> EXERCISE DESCRIPTION:
Give all the lines below again, exactly, with no pictures.

> COLLECTED MATERIAL:
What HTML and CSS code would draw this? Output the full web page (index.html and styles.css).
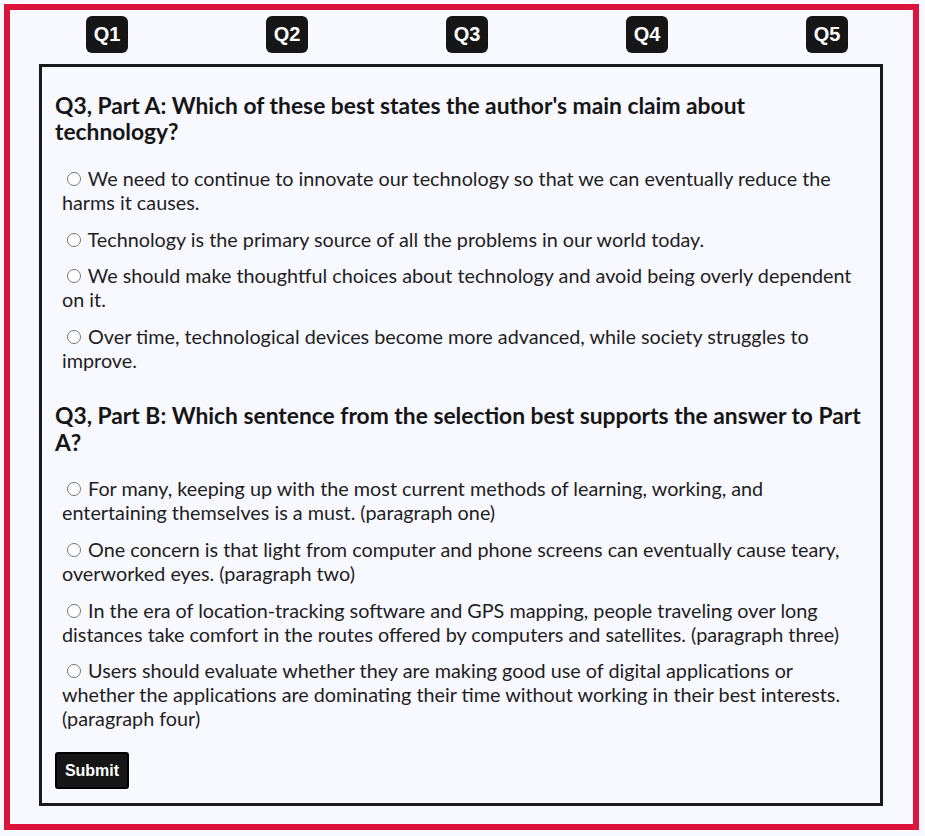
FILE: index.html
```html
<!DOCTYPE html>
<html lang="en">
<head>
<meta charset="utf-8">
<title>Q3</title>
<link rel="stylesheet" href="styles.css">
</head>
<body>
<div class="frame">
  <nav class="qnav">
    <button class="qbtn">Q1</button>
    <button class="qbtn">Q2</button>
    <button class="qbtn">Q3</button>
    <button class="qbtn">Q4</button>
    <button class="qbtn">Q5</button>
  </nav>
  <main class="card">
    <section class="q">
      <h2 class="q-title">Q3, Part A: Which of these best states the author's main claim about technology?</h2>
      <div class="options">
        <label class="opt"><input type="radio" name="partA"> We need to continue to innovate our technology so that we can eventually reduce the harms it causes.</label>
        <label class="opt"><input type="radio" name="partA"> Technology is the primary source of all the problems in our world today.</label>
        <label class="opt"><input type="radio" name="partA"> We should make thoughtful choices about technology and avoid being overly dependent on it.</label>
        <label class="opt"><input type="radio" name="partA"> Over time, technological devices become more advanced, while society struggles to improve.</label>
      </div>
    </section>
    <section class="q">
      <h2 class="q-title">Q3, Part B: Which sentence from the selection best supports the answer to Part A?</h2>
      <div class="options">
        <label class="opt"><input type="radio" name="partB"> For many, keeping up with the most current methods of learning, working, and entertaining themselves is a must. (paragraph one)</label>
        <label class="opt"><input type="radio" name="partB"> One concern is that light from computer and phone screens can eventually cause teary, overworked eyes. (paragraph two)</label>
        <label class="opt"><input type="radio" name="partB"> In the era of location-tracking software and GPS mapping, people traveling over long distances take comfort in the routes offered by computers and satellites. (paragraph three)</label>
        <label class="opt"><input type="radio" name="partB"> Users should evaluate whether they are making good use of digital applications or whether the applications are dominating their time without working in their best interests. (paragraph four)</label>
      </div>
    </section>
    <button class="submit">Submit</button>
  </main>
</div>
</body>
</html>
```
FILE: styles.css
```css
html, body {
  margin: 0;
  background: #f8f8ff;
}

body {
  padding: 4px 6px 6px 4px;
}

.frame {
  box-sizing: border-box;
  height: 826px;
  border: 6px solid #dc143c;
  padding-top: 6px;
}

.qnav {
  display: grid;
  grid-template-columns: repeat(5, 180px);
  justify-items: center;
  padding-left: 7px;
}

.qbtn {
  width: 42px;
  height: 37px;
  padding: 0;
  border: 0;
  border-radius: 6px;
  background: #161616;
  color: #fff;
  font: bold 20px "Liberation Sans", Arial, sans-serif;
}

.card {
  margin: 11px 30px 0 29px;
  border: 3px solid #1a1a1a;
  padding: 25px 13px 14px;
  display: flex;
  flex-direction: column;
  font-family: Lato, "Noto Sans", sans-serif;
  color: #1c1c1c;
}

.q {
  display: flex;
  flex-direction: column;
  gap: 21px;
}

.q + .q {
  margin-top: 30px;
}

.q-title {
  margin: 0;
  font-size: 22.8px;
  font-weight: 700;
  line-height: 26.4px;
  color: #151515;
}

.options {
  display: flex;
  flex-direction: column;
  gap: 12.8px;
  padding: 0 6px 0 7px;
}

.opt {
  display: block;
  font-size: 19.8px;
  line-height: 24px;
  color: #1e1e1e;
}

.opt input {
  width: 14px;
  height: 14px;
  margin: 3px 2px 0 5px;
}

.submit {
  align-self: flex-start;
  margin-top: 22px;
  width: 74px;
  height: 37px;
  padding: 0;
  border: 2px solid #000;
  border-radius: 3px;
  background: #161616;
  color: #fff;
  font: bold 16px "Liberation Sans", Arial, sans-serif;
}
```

> THE RESPONSE:
What HTML and CSS code would draw this? Output the full web page (index.html and styles.css).
FILE: index.html
```html
<!DOCTYPE html>
<html lang="en">
<head>
<meta charset="utf-8">
<title>Q3</title>
<link rel="stylesheet" href="styles.css">
</head>
<body>
<div class="frame">
  <nav class="qnav">
    <button class="qbtn">Q1</button>
    <button class="qbtn">Q2</button>
    <button class="qbtn">Q3</button>
    <button class="qbtn">Q4</button>
    <button class="qbtn">Q5</button>
  </nav>
  <main class="card">
    <section class="q">
      <h2 class="q-title">Q3, Part A: Which of these best states the author's main claim about technology?</h2>
      <div class="options">
        <label class="opt"><input type="radio" name="partA"> We need to continue to innovate our technology so that we can eventually reduce the harms it causes.</label>
        <label class="opt"><input type="radio" name="partA"> Technology is the primary source of all the problems in our world today.</label>
        <label class="opt"><input type="radio" name="partA"> We should make thoughtful choices about technology and avoid being overly dependent on it.</label>
        <label class="opt"><input type="radio" name="partA"> Over time, technological devices become more advanced, while society struggles to improve.</label>
      </div>
    </section>
    <section class="q">
      <h2 class="q-title">Q3, Part B: Which sentence from the selection best supports the answer to Part A?</h2>
      <div class="options">
        <label class="opt"><input type="radio" name="partB"> For many, keeping up with the most current methods of learning, working, and entertaining themselves is a must. (paragraph one)</label>
        <label class="opt"><input type="radio" name="partB"> One concern is that light from computer and phone screens can eventually cause teary, overworked eyes. (paragraph two)</label>
        <label class="opt"><input type="radio" name="partB"> In the era of location-tracking software and GPS mapping, people traveling over long distances take comfort in the routes offered by computers and satellites. (paragraph three)</label>
        <label class="opt"><input type="radio" name="partB"> Users should evaluate whether they are making good use of digital applications or whether the applications are dominating their time without working in their best interests. (paragraph four)</label>
      </div>
    </section>
    <button class="submit">Submit</button>
  </main>
</div>
</body>
</html>
```
FILE: styles.css
```css
html, body {
  margin: 0;
  background: #f8f8ff;
}

body {
  padding: 4px 6px 6px 4px;
}

.frame {
  box-sizing: border-box;
  height: 826px;
  border: 6px solid #dc143c;
  padding-top: 6px;
}

.qnav {
  display: grid;
  grid-template-columns: repeat(5, 180px);
  justify-items: center;
  padding-left: 7px;
}

.qbtn {
  width: 42px;
  height: 37px;
  padding: 0;
  border: 0;
  border-radius: 6px;
  background: #161616;
  color: #fff;
  font: bold 20px "Liberation Sans", Arial, sans-serif;
}

.card {
  margin: 11px 30px 0 29px;
  border: 3px solid #1a1a1a;
  padding: 25px 13px 14px;
  display: flex;
  flex-direction: column;
  font-family: Lato, "Noto Sans", sans-serif;
  color: #1c1c1c;
}

.q {
  display: flex;
  flex-direction: column;
  gap: 21px;
}

.q + .q {
  margin-top: 30px;
}

.q-title {
  margin: 0;
  font-size: 22.8px;
  font-weight: 700;
  line-height: 26.4px;
  color: #151515;
}

.options {
  display: flex;
  flex-direction: column;
  gap: 12.8px;
  padding: 0 6px 0 7px;
}

.opt {
  display: block;
  font-size: 19.8px;
  line-height: 24px;
  color: #1e1e1e;
}

.opt input {
  width: 14px;
  height: 14px;
  margin: 3px 2px 0 5px;
}

.submit {
  align-self: flex-start;
  margin-top: 22px;
  width: 74px;
  height: 37px;
  padding: 0;
  border: 2px solid #000;
  border-radius: 3px;
  background: #161616;
  color: #fff;
  font: bold 16px "Liberation Sans", Arial, sans-serif;
}
```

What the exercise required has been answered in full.